Doctoral Dissertation Research: From Episode to Everyday: Transitional Justice and Gender Violence After the Rwandan Genocide
New York University, New York NY
Investigators
Abstract
This study examines the relationship between transitional justice and gender violence after genocide. The project investigates the diverse forms of gender-based violence that emerge and endure in the "aftermath" of atrocity. In shifting the focus from the exceptional to the everyday, the research challenges the basic premise of the transitional justice framework. The research explores how transitional justice fails to deal with, and at times even engenders, the ongoing violence of women's lives after an "episode" of mass violence. One main research question is posed: How do the mechanisms and general aims of transitional justice emerge through women's narratives of gender violence after genocide? Data is collected through one hundred in-depth interviews with Rwandan women receiving assistance from one of two local women's organizations.
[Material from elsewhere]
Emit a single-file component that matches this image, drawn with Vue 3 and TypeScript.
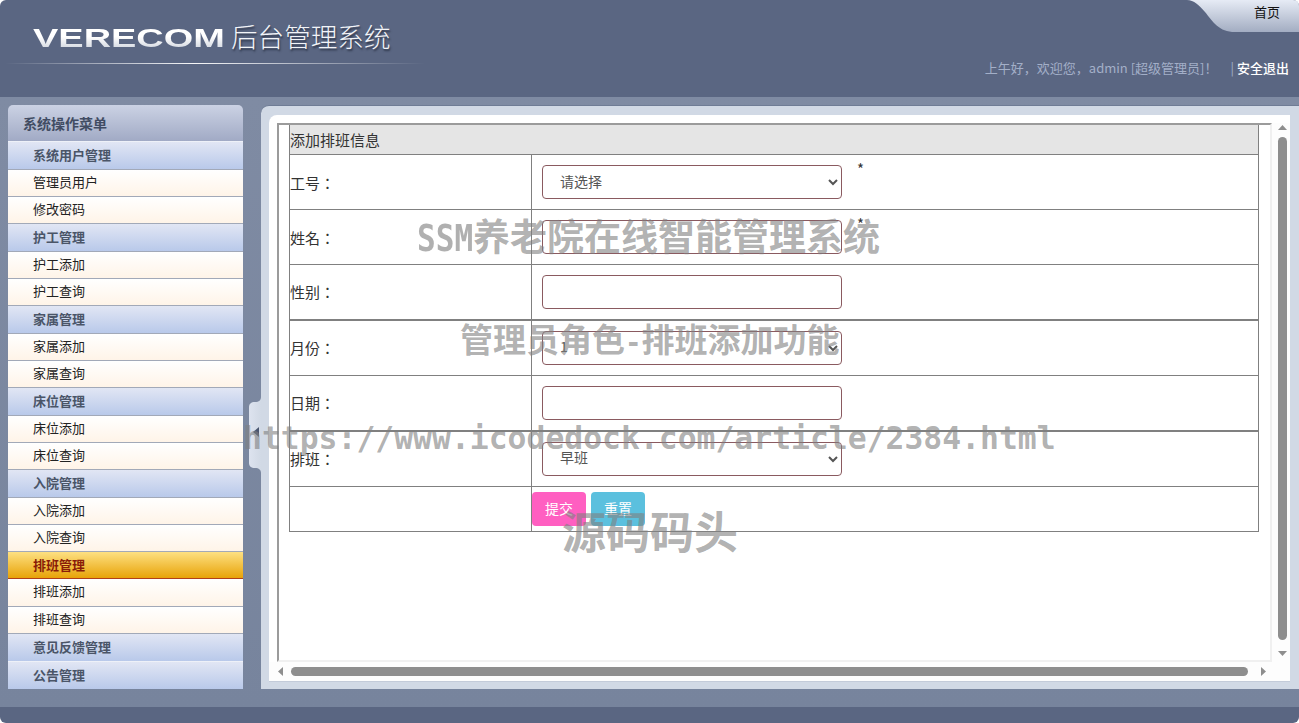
<script setup lang="ts">
type Item = { label: string; kind: 'group' | 'sub' | 'active' }
const groups: Array<[string, string[]]> = [
  ['系统用户管理', ['管理员用户', '修改密码']],
  ['护工管理', ['护工添加', '护工查询']],
  ['家属管理', ['家属添加', '家属查询']],
  ['床位管理', ['床位添加', '床位查询']],
  ['入院管理', ['入院添加', '入院查询']],
  ['排班管理', ['排班添加', '排班查询']],
  ['意见反馈管理', []],
  ['公告管理', []],
]
const menu: Item[] = groups.flatMap(([g, subs]) => [
  { label: g, kind: g === '排班管理' ? 'active' : 'group' } as Item,
  ...subs.map((s) => ({ label: s, kind: 'sub' } as Item)),
])
type Row = { label: string; type: 'select' | 'input'; value?: string; star?: boolean; h: number; thick?: boolean }
const rows: Row[] = [
  { label: '工号：', type: 'select', value: '请选择', star: true, h: 55 },
  { label: '姓名：', type: 'input', star: true, h: 55 },
  { label: '性别：', type: 'input', h: 55 },
  { label: '月份：', type: 'select', value: '1', h: 56, thick: true },
  { label: '日期：', type: 'input', h: 55 },
  { label: '排班：', type: 'select', value: '早班', h: 56, thick: true },
]
</script>

<template>
  <div class="page">
    <header class="top">
      <div class="brand">
        <div class="brand-line">
          <span class="logo">VERECOM</span>
          <span class="brand-cn">后台管理系统</span>
        </div>
        <div class="brand-rule"></div>
      </div>
      <div class="top-right">
        <div class="home-tab">
          <svg class="home-bg" width="112" height="32" viewBox="0 0 112 32" aria-hidden="true">
            <defs>
              <linearGradient id="tabg" x1="0" y1="0" x2="0" y2="1">
                <stop offset="0" stop-color="#e6ebf5" />
                <stop offset="1" stop-color="#a3adc2" />
              </linearGradient>
            </defs>
            <path d="M0 0 H106 Q112 0 112 6 V32 H48 C32 32 26 22 18 12 C12 5 7 0 0 0 Z" fill="url(#tabg)" />
          </svg>
          <span class="home-text">首页</span>
        </div>
        <div class="welcome">
          <span>上午好，欢迎您，admin [超级管理员]！</span>
          <span class="sep">|</span>
          <span class="logout">安全退出</span>
        </div>
      </div>
    </header>

    <main class="body">
      <aside class="side">
        <div class="side-title">系统操作菜单</div>
        <div v-for="m in menu" :key="m.label" class="menu-item" :class="m.kind">{{ m.label }}</div>
      </aside>

      <div class="gutter">
        <svg class="handle" width="12" height="76" viewBox="0 0 12 76" aria-hidden="true">
          <defs>
            <linearGradient id="hg" x1="0" y1="0" x2="1" y2="0">
              <stop offset="0" stop-color="#dde3ef" />
              <stop offset="1" stop-color="#d1d9e5" />
            </linearGradient>
          </defs>
          <path d="M12 0 C12 3 10 5 6 5 C2 5 0 7 0 10 V66 C0 69 2 71 6 71 C10 71 12 73 12 76 Z" fill="url(#hg)" />
          <path d="M4 35 L10 30 V40 Z" fill="#4a5670" />
        </svg>
      </div>

      <section class="panel">
        <div class="white">
          <div class="frame-row">
            <div class="viewport">
              <table class="form">
                <colgroup>
                  <col class="c1" />
                  <col />
                </colgroup>
                <tbody>
                  <tr class="head"><td colspan="2">添加排班信息</td></tr>
                  <tr v-for="r in rows" :key="r.label" :class="{ thick: r.thick }" :style="{ height: r.h + 'px' }">
                    <td class="lab">{{ r.label }}</td>
                    <td class="val">
                      <select v-if="r.type === 'select'" class="ctl">
                        <option>{{ r.value }}</option>
                      </select>
                      <input v-else class="ctl" type="text" />
                      <span v-if="r.star" class="star">*</span>
                    </td>
                  </tr>
                  <tr class="actions">
                    <td></td>
                    <td>
                      <div class="btns">
                        <button class="btn pink" type="button">提交</button>
                        <button class="btn blue" type="button">重置</button>
                      </div>
                    </td>
                  </tr>
                </tbody>
              </table>
            </div>
            <div class="vbar">
              <svg class="arrow" width="9" height="5" viewBox="0 0 9 5" aria-hidden="true"><path d="M4.5 0 L9 5 H0 Z" fill="#8e8e8e" /></svg>
              <div class="vthumb"></div>
              <svg class="arrow" width="9" height="5" viewBox="0 0 9 5" aria-hidden="true"><path d="M0 0 H9 L4.5 5 Z" fill="#8e8e8e" /></svg>
            </div>
          </div>
          <div class="hbar">
            <svg width="5" height="9" viewBox="0 0 5 9" aria-hidden="true"><path d="M0 4.5 L5 0 V9 Z" fill="#8e8e8e" /></svg>
            <div class="hthumb"></div>
            <svg width="5" height="9" viewBox="0 0 5 9" aria-hidden="true"><path d="M0 0 L5 4.5 L0 9 Z" fill="#8e8e8e" /></svg>
          </div>
        </div>
      </section>
    </main>

    <footer class="bottom"></footer>

    <div class="wm w1"><span class="lat1">SSM</span>养老院在线智能管理系统</div>
    <div class="wm w2">管理员角色<span class="lat2">-</span>排班添加功能</div>
    <div class="wm w3">https://www.icodedock.com/article/2384.html</div>
    <div class="wm w4">源码码头</div>
  </div>
</template>

<style scoped>
.page {
  position: relative;
  height: 723px;
  overflow: hidden;
  display: flex;
  flex-direction: column;
  font-family: "Noto Sans CJK SC", "Liberation Sans", sans-serif;
  font-size: 13px;
  color: #333;
}
.top {
  height: 97px;
  flex: none;
  background: #5a6682;
  border-radius: 6px 6px 0 0;
  display: flex;
  justify-content: space-between;
}
.brand {
  width: 420px;
  margin-left: 5px;
  padding-top: 18px;
}
.brand-line {
  height: 40px;
  display: flex;
  align-items: center;
  padding-left: 28px;
}
.logo {
  display: inline-block;
  width: 131px;
  margin-right: 67px;
  transform: scaleX(1.46);
  transform-origin: left center;
  font-family: "Liberation Sans", sans-serif;
  font-weight: 700;
  font-size: 26px;
  line-height: 30px;
  white-space: nowrap;
  background: linear-gradient(#ffffff 45%, #c4cad6);
  -webkit-background-clip: text;
  background-clip: text;
  color: transparent;
}
.brand-cn {
  font-size: 26.6px;
  line-height: 40px;
  margin-top: -4px;
  font-weight: 300;
  color: #f2f4f8;
  text-shadow: 1px 2px 2px #2c3447;
  white-space: nowrap;
}
.brand-rule {
  height: 1px;
  margin-top: 5px;
  background: linear-gradient(90deg, rgba(255, 255, 255, 0), rgba(255, 255, 255, 0.95) 45%, rgba(255, 255, 255, 0));
}
.top-right {
  display: flex;
  flex-direction: column;
  align-items: flex-end;
}
.home-tab {
  position: relative;
  width: 112px;
  height: 32px;
  display: flex;
  justify-content: flex-end;
}
.home-bg {
  position: absolute;
  left: 0;
  top: 0;
}
.home-text {
  position: relative;
  width: 45px;
  padding-top: 3px;
  font-size: 13px;
  line-height: 18px;
  color: #111;
}
.welcome {
  margin-top: 27px;
  padding-right: 10px;
  display: flex;
  font-size: 13px;
  line-height: 18px;
  color: #a3afc8;
  white-space: nowrap;
}
.sep {
  margin-left: 13px;
  margin-right: 3px;
}
.logout {
  color: #fff;
  font-weight: 500;
}
.body {
  flex: 1;
  min-height: 0;
  display: flex;
  padding: 8px 0 18px 8px;
  background: linear-gradient(#7f8ba3, #77849d);
}
.side {
  width: 235px;
  flex: none;
  overflow: hidden;
  border-radius: 5px 5px 0 0;
}
.side-title {
  height: 36px;
  padding-left: 15px;
  font-size: 14px;
  font-weight: 700;
  line-height: 36px;
  color: #414c63;
  background: linear-gradient(#cbd2e4, #a1aac5);
}
.menu-item {
  padding-left: 25px;
  box-sizing: border-box;
  font-size: 13px;
  white-space: nowrap;
}
.group {
  height: 28px;
  line-height: 25px;
  font-weight: 700;
  color: #4a5568;
  border-top: 1px solid #eef1f8;
  background: linear-gradient(#e1e6f4, #b9c9ea);
}
.sub {
  height: 27px;
  line-height: 24px;
  color: #222;
  border-top: 1px solid #a2a9b8;
  background: linear-gradient(#ffffff, #fff4e8);
}
.sub + .group {
  border-top-color: #a2a9b8;
}
.active {
  height: 28px;
  line-height: 25px;
  font-weight: 700;
  color: #8a1c08;
  border-top: 1px solid #a2a9b8;
  border-bottom: 1px solid #b0401a;
  background: linear-gradient(#fde082, #e8a308);
}
.active + .sub {
  border-top: 0;
}
.gutter {
  width: 18px;
  flex: none;
  padding: 292px 0 0 6px;
  box-sizing: border-box;
}
.handle {
  display: block;
}
.panel {
  flex: 1;
  min-width: 0;
  box-sizing: border-box;
  padding: 9px 9px 8px 8px;
  background: #d1d9e5;
  border-top: 1px solid #6f7c95;
  border-radius: 8px 0 0 0;
}
.white {
  height: 100%;
  box-sizing: border-box;
  background: #fff;
  border-radius: 8px 0 0 0;
  padding: 8px 0 0 8px;
  display: flex;
  flex-direction: column;
  box-shadow: 0 1px 0 #c3cbd9;
}
.frame-row {
  flex: 1;
  min-height: 0;
  display: flex;
}
.viewport {
  flex: 1;
  min-width: 0;
  box-sizing: border-box;
  padding-left: 10px;
  border: 2px solid #f0f0f0;
  border-left-color: #9b9b9b;
  border-top-color: #9b9b9b;
  overflow: hidden;
}
.form {
  width: 970px;
  table-layout: fixed;
  border-collapse: collapse;
  font-family: "Noto Sans CJK TC", "Noto Sans CJK SC", "Liberation Sans", sans-serif;
  font-size: 15px;
  color: #333;
}
.c1 {
  width: 242px;
}
.form td {
  border: 1px solid #808080;
  padding: 0;
}
.head td {
  height: 29px;
  background: #e5e5e5;
  font-family: "Noto Sans CJK SC", sans-serif;
  border-top: 0;
}
.thick td {
  border-top-width: 2px;
}
.lab {
  line-height: 20px;
  padding-top: 1px !important;
}
.val {
  position: relative;
  padding-left: 10px !important;
}
.ctl {
  display: block;
  box-sizing: border-box;
  width: 300px;
  height: 34px;
  padding: 0 0 3px 13px;
  background: #fff;
  border: 1px solid #8a5a60;
  border-radius: 4px;
  font-family: "Noto Sans CJK SC", sans-serif;
  font-size: 14px;
  color: #555;
}
.star {
  position: absolute;
  left: 325px;
  top: 5px;
  font-size: 15px;
  line-height: 18px;
  color: #333;
}
.actions {
  height: 45px;
}
.btns {
  display: flex;
  gap: 5px;
  height: 34px;
}
.btn {
  width: 54px;
  height: 34px;
  border: 0;
  border-radius: 4px;
  padding: 0 0 2px;
  color: #fff;
  font-family: "Noto Sans CJK SC", sans-serif;
  font-size: 14px;
}
.pink {
  background: #ff5fc1;
}
.blue {
  background: #5bc0de;
}
.vbar {
  width: 18px;
  flex: none;
  padding: 2px 3px 6px 6px;
  box-sizing: border-box;
  background: #fdfdfd;
  display: flex;
  flex-direction: column;
  align-items: center;
}
.arrow {
  flex: none;
  display: block;
}
.vthumb {
  flex: 1;
  width: 9px;
  margin: 7px 0 11px;
  background: #8e8e8e;
  border-radius: 5px;
}
.hbar {
  height: 19px;
  flex: none;
  margin-left: -8px;
  padding: 0 24px 0 9px;
  background: #fdfdfd;
  display: flex;
  align-items: center;
  gap: 8px;
  box-sizing: border-box;
}
.hthumb {
  flex: 1;
  height: 9px;
  margin-right: 5px;
  background: #8e8e8e;
  border-radius: 5px;
}
.bottom {
  height: 16px;
  flex: none;
  background: #5a6682;
  border-radius: 0 0 6px 6px;
}
.wm {
  position: absolute;
  white-space: nowrap;
  font-weight: 700;
  color: rgba(128, 128, 128, 0.62);
  font-family: "DejaVu Sans Mono", "Noto Sans CJK SC", monospace;
  pointer-events: none;
}
.lat1 {
  display: inline-block;
  width: 56px;
  transform: scaleX(0.84);
  transform-origin: left center;
}
.lat2 {
  font-size: 27.5px;
}
.w1 {
  left: 417px;
  top: 214px;
  font-size: 37px;
  line-height: 50px;
}
.w2 {
  left: 460px;
  top: 317px;
  font-size: 33px;
  line-height: 48px;
}
.w3 {
  left: 243px;
  top: 415px;
  font-size: 31.4px;
  line-height: 46px;
}
.w4 {
  left: 562px;
  top: 504px;
  font-size: 44px;
  line-height: 60px;
}
</style>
Interviews explore the extent to which women connect recent and/or ongoing conflicts to the 1994 genocide and legal instruments established in response to the genocide. Findings indicate the extent to which societal healing requires international, national, and local engagement with the barrage of gendered consequences women encounter in a post-conflict society. This research contributes to a more promising practice of transitional justice by illuminating innovative spaces of potential intervention in genocide's aftermath. Given increasing levels of international investment in transitional societies, there is great value for policy-makers in understanding the local impact of global transitional justice efforts. This project contributes to more valid measurement of the concepts in the literatures on post-conflict societies (e.g. reconciliation, rights, justice, forgiveness) by presenting an in-depth account of how ordinary women understand and experience such difficultly defined concepts in their everyday lives. Qualitative data collected for this project will provide new insights into the role of gender and everyday violence in post-conflict reconciliation and social reconstruction.